With the expansion of IoT across all industries data is becoming the currency of innovation. Organizations have both an opportunity and a business imperative to adopt technologies quickly, build digital competencies, and offer new value-added services that will serve their broader ecosystem.
Manufacturing is an industry where IoT is having a transformational impact, yet which also requires many companies to come together for IoT to be effective. We see several challenges that slow down innovation in manufacturing, such as proprietary data structures from legacy industrial assets and closed industrial solutions. These closed structures foster data silos and limit productivity, hindering production and profitability. It takes more than new software to drive transformation—it takes a new approach to open standards, an ecosystem mindset, the ability to break out of the “walled garden” for data as well as new technology.
This is why Microsoft has invested heavily in making Azure work seamlessly with OPC UA. In fact, we are the leading contributor of open source software to the OPC Foundation. To further this open platform approach, we have collaborated with world-leading manufacturers to accelerate innovation in industrial IoT to shorten time to value. But we feel we need to do more, not just directly between Microsoft and our partners but across the industry and between the partners themselves. It’s not about what any one company can deliver within their operations – it’s about what they can share with others across the sector to help everyone achieve at new levels. It’s clearly a much bigger task than any one organization can take on, and today, I’m pleased to share more about the investments we are making to advance innovation in the manufacturing space by enabling open platforms.
Announcing the Open Manufacturing Platform
Today at Hannover Messe 2019, we are launching the Open Manufacturing Platform (OMP) together with the BMW Group, our partner on this initiative. Built on the Microsoft Azure Industrial IoT cloud platform, the OMP will provide a reference architecture and open data model framework for community members who will both contribute to and learn from others around industrial IoT projects. We’ve set up an initial approach and are actively working to bring new community members on board. BMW has an initial use case focused on their IoT platform, built on Microsoft Azure, in the second generation of autonomous transport systems in one of their sites, greatly simplifying their logistics processes and creating greater efficiency. More information about this and the partnership can be found here.

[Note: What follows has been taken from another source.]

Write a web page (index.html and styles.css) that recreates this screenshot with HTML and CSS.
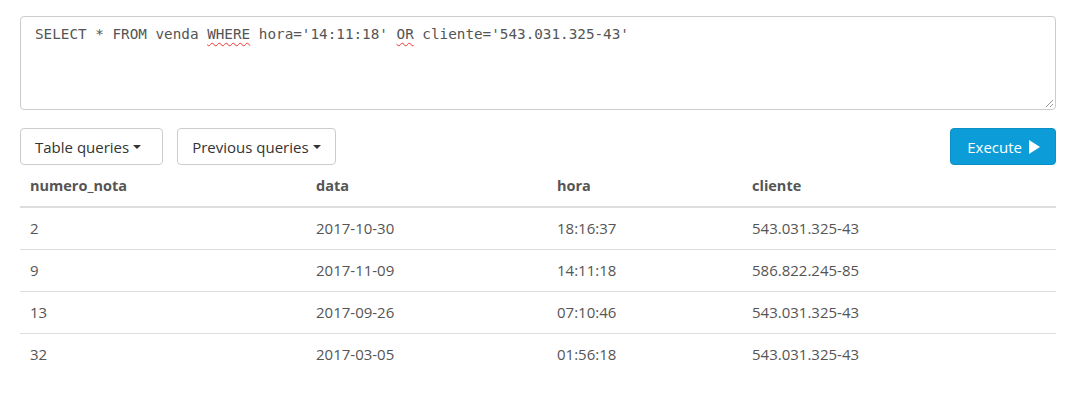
FILE: index.html
```html
<!DOCTYPE html>
<html>
<head>
<meta charset="utf-8">
<link rel="stylesheet" href="styles.css">
</head>
<body>
<div class="page">
  <div class="editor">
    <div class="code">SELECT * FROM venda <span class="spell">WHERE</span> hora='14:11:18' <span class="spell">OR</span> cliente='543.031.325-43'</div>
    <svg class="grip" width="10" height="10" viewBox="0 0 10 10"><path d="M9 2 L2 9 M9 6 L6 9" stroke="#999" stroke-width="1" fill="none"/></svg>
  </div>
  <div class="toolbar">
    <div class="group">
      <button class="btn btn-wide">Table queries <span class="caret"></span></button>
      <button class="btn">Previous queries <span class="caret"></span></button>
    </div>
    <button class="btn btn-primary">Execute <svg class="play" width="12" height="14" viewBox="0 0 12 14"><path d="M1 0 L12 7 L1 14 Z" fill="#fff"/></svg></button>
  </div>
  <table class="results">
    <thead>
      <tr><th class="c1">numero_nota</th><th class="c2">data</th><th class="c3">hora</th><th class="c4">cliente</th></tr>
    </thead>
    <tbody>
      <tr><td>2</td><td>2017-10-30</td><td>18:16:37</td><td>543.031.325-43</td></tr>
      <tr><td>9</td><td>2017-11-09</td><td>14:11:18</td><td>586.822.245-85</td></tr>
      <tr><td>13</td><td>2017-09-26</td><td>07:10:46</td><td>543.031.325-43</td></tr>
      <tr><td>32</td><td>2017-03-05</td><td>01:56:18</td><td>543.031.325-43</td></tr>
    </tbody>
  </table>
</div>
</body>
</html>
```

FILE: styles.css
```css
html, body {
  margin: 0;
  padding: 0;
  background: #fff;
}
body {
  font-family: "Open Sans", "Noto Sans", sans-serif;
  font-size: 15px;
  color: #555;
}
.page {
  padding: 16px 12px 0 20px;
}
.editor {
  position: relative;
  height: 94px;
  border: 1px solid #ccc;
  border-radius: 4px;
  box-sizing: border-box;
  padding: 7px 14px;
}
.code {
  font-family: "DejaVu Sans Mono", "Liberation Mono", monospace;
  font-size: 14.3px;
  line-height: 20px;
  color: #555;
  white-space: pre;
}
.spell {
  text-decoration: underline wavy #e33;
  text-decoration-thickness: 1px;
  text-underline-offset: 3px;
}
.grip {
  position: absolute;
  right: 1px;
  bottom: 1px;
}
.toolbar {
  display: flex;
  justify-content: space-between;
  align-items: center;
  margin-top: 18px;
}
.group {
  display: flex;
  gap: 14px;
}
.btn {
  font-family: inherit;
  font-size: 15px;
  color: #333;
  background: #fff;
  border: 1px solid #ccc;
  border-radius: 4px;
  height: 37px;
  padding: 0 14px;
  display: flex;
  align-items: center;
  gap: 4px;
}
.btn-wide {
  padding-right: 21px;
}
.caret {
  display: inline-block;
  width: 0;
  height: 0;
  border-left: 4px solid transparent;
  border-right: 4px solid transparent;
  border-top: 4px solid #333;
}
.btn-primary {
  background: #0c9dd9;
  border-color: #0b8fc6;
  color: #fff;
  padding: 0 15px 0 16px;
  gap: 6px;
}
.results {
  width: 100%;
  border-collapse: collapse;
  table-layout: fixed;
}
.results th, .results td {
  text-align: left;
  padding: 10px 10px;
  line-height: 21px;
  vertical-align: middle;
}
.results th {
  font-weight: 700;
  font-size: 14.5px;
  border-bottom: 2px solid #ddd;
}
.results td {
  border-top: 1px solid #ddd;
}
.results tbody tr:first-child td {
  border-top: none;
}
.c1 { width: 266px; }
.c2 { width: 221px; }
.c3 { width: 175px; }
```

The OMP provides a single open platform architecture that liberates data from legacy industrial assets, standardizes data models for more efficient data correlation, and most importantly, enables manufacturers to share their data with ecosystem partners in a controlled and secure way, allowing others to benefit from their insights. With pre-built industrial use cases and reference designs, community members will work together to address common industrial challenges while maintaining ownership over their own data. Our news release, shared jointly with the BMW Group this morning, can be found here.
A rising tide that lifts all boats
The recognition of the need for an open approach is taking hold across the industry, as evidenced by SAP’s announcement today of the Open Industry 4.0 Alliance. This alliance – focused on factories, plants and warehouses – between SAP and a number of European manufacturing leaders will help create an open ecosystem for the operation of highly automated factories.
OMP and the Open Industry 4.0 Alliance are complementary visions. Both recognize the need for an open platform for the cloud and intelligent edge on the ground in the factory. Both highlight an open data model and standards-based data exchange mechanisms that allow for cross-company collaboration.
We’ve been working closely with SAP on efforts like the Open Data Initiative and across the industry on a wide range of initiatives including the Industrial Internet Consortium, the Plattform Industrie 4.0 and the OPC Foundation. We look forward to continuing this fruitful partnership and working to align OMP and the Open Industry 4.0 Alliance. Collaboration is the lifeblood of future manufacturing and the more we work together, the more we can accomplish.